> **Provided data**:

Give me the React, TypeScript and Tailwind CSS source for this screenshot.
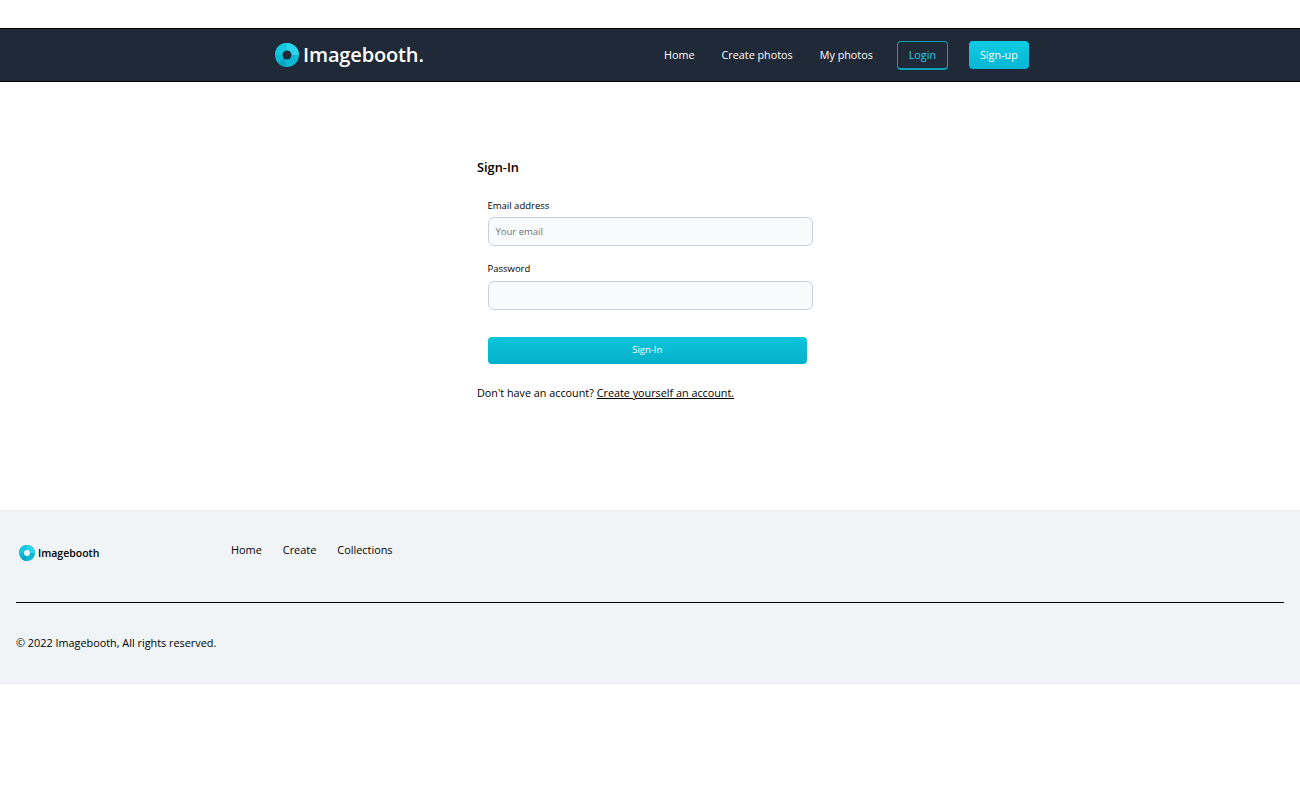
const Logo = ({ size, hole }: { size: number; hole: string }) => (
  <svg width={size} height={size} viewBox="0 0 24 24" className="shrink-0">
    <circle cx="12" cy="12" r="12" fill="#08b8d4" />
    <path d="M12 0A12 12 0 0 1 24 12L16 12A4 4 0 0 0 12 8Z" fill="#2ad4ea" />
    <path d="M2 5A12 12 0 0 1 12 0L12 8A4 4 0 0 0 8 12L0 12A12 12 0 0 1 2 5Z" fill="#14c6e0" />
    <path d="M12 24A12 12 0 0 1 4 21L9 15Z" fill="#0aa3c0" />
    <circle cx="12" cy="12" r="4.5" fill={hole} />
  </svg>
);

export default function App() {
  return (
    <div className="font-['Open_Sans',sans-serif] bg-white min-h-[788px] pt-7 text-black">
      <nav className="h-[54px] bg-[#1f2937] border-y border-black flex items-center">
        <div className="ml-[275px] w-[148px] flex items-center gap-1">
          <Logo size={24} hole="#1f2937" />
          <span className="text-[20px] text-white font-semibold leading-none tracking-[-0.15px]">Imagebooth.</span>
        </div>
        <div className="ml-[241px] flex items-center text-[10.8px] font-medium text-white">
          <a className="mr-[27px]">Home</a>
          <a className="mr-[27px]">Create photos</a>
          <a className="mr-6">My photos</a>
          <a className="w-[51px] h-[29px] pt-px mr-[21px] flex items-center justify-center rounded border border-[#0e9fb5] border-b-2 text-[#22d3ee]">Login</a>
          <a className="w-[60px] h-[28px] flex items-center justify-center rounded bg-gradient-to-b from-[#0ecbe4] to-[#06b6d4]">Sign-up</a>
        </div>
      </nav>
      <main className="h-[428px] pt-[76px] pl-[477px]">
        <h1 className="text-[12.8px] font-semibold leading-[18px]">Sign-In</h1>
        <form className="pl-[10.5px] pt-[23px]">
          <label className="block text-[9.5px] font-medium leading-[14px]">Email address</label>
          <div className="mt-[4px] w-[325px] h-[29px] pt-px rounded-md border border-[#cbd0da] bg-[#f9fafb] px-[7px] flex items-center text-[9.5px] text-gray-500">Your email</div>
          <label className="block mt-[16px] text-[9.5px] font-medium leading-[14px]">Password</label>
          <div className="mt-[5px] w-[325px] h-[29px] rounded-md border border-[#cbd0da] bg-[#f9fafb]" />
          <button type="button" className="mt-[27px] w-[319.5px] h-[27px] rounded bg-gradient-to-b from-[#0ec5dd] to-[#04b0c9] text-white text-[9.5px] font-medium flex items-center justify-center">Sign-In</button>
        </form>
        <p className="mt-[21px] text-[10.8px] leading-4">Don't have an account? <a className="underline font-medium">Create yourself an account.</a></p>
      </main>
      <footer className="h-[174px] bg-[#f0f4f7] border-y border-[#e9edf1] px-4">
        <div className="flex h-[92px] border-b border-black">
          <div className="flex items-center gap-[3px] ml-[3px] w-[212px] self-start mt-[34px]">
            <Logo size={16} hole="#eef4f7" />
            <span className="text-[10.5px] font-semibold pt-px">Imagebooth</span>
          </div>
          <div className="flex gap-[21px] text-[10.9px] mt-[31px] h-4 leading-4">
            <a>Home</a>
            <a>Create</a>
            <a>Collections</a>
          </div>
        </div>
        <p className="mt-[32px] text-[10.85px] leading-4">© 2022 Imagebooth, All rights reserved.</p>
      </footer>
    </div>
  );
}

> **What needs to be done**:
Transcribe the preceding listing in its entirety and with exact wording, leaving out pictures.

> **Solved problem**:
Give me the React, TypeScript and Tailwind CSS source for this screenshot.
const Logo = ({ size, hole }: { size: number; hole: string }) => (
  <svg width={size} height={size} viewBox="0 0 24 24" className="shrink-0">
    <circle cx="12" cy="12" r="12" fill="#08b8d4" />
    <path d="M12 0A12 12 0 0 1 24 12L16 12A4 4 0 0 0 12 8Z" fill="#2ad4ea" />
    <path d="M2 5A12 12 0 0 1 12 0L12 8A4 4 0 0 0 8 12L0 12A12 12 0 0 1 2 5Z" fill="#14c6e0" />
    <path d="M12 24A12 12 0 0 1 4 21L9 15Z" fill="#0aa3c0" />
    <circle cx="12" cy="12" r="4.5" fill={hole} />
  </svg>
);

export default function App() {
  return (
    <div className="font-['Open_Sans',sans-serif] bg-white min-h-[788px] pt-7 text-black">
      <nav className="h-[54px] bg-[#1f2937] border-y border-black flex items-center">
        <div className="ml-[275px] w-[148px] flex items-center gap-1">
          <Logo size={24} hole="#1f2937" />
          <span className="text-[20px] text-white font-semibold leading-none tracking-[-0.15px]">Imagebooth.</span>
        </div>
        <div className="ml-[241px] flex items-center text-[10.8px] font-medium text-white">
          <a className="mr-[27px]">Home</a>
          <a className="mr-[27px]">Create photos</a>
          <a className="mr-6">My photos</a>
          <a className="w-[51px] h-[29px] pt-px mr-[21px] flex items-center justify-center rounded border border-[#0e9fb5] border-b-2 text-[#22d3ee]">Login</a>
          <a className="w-[60px] h-[28px] flex items-center justify-center rounded bg-gradient-to-b from-[#0ecbe4] to-[#06b6d4]">Sign-up</a>
        </div>
      </nav>
      <main className="h-[428px] pt-[76px] pl-[477px]">
        <h1 className="text-[12.8px] font-semibold leading-[18px]">Sign-In</h1>
        <form className="pl-[10.5px] pt-[23px]">
          <label className="block text-[9.5px] font-medium leading-[14px]">Email address</label>
          <div className="mt-[4px] w-[325px] h-[29px] pt-px rounded-md border border-[#cbd0da] bg-[#f9fafb] px-[7px] flex items-center text-[9.5px] text-gray-500">Your email</div>
          <label className="block mt-[16px] text-[9.5px] font-medium leading-[14px]">Password</label>
          <div className="mt-[5px] w-[325px] h-[29px] rounded-md border border-[#cbd0da] bg-[#f9fafb]" />
          <button type="button" className="mt-[27px] w-[319.5px] h-[27px] rounded bg-gradient-to-b from-[#0ec5dd] to-[#04b0c9] text-white text-[9.5px] font-medium flex items-center justify-center">Sign-In</button>
        </form>
        <p className="mt-[21px] text-[10.8px] leading-4">Don't have an account? <a className="underline font-medium">Create yourself an account.</a></p>
      </main>
      <footer className="h-[174px] bg-[#f0f4f7] border-y border-[#e9edf1] px-4">
        <div className="flex h-[92px] border-b border-black">
          <div className="flex items-center gap-[3px] ml-[3px] w-[212px] self-start mt-[34px]">
            <Logo size={16} hole="#eef4f7" />
            <span className="text-[10.5px] font-semibold pt-px">Imagebooth</span>
          </div>
          <div className="flex gap-[21px] text-[10.9px] mt-[31px] h-4 leading-4">
            <a>Home</a>
            <a>Create</a>
            <a>Collections</a>
          </div>
        </div>
        <p className="mt-[32px] text-[10.85px] leading-4">© 2022 Imagebooth, All rights reserved.</p>
      </footer>
    </div>
  );
}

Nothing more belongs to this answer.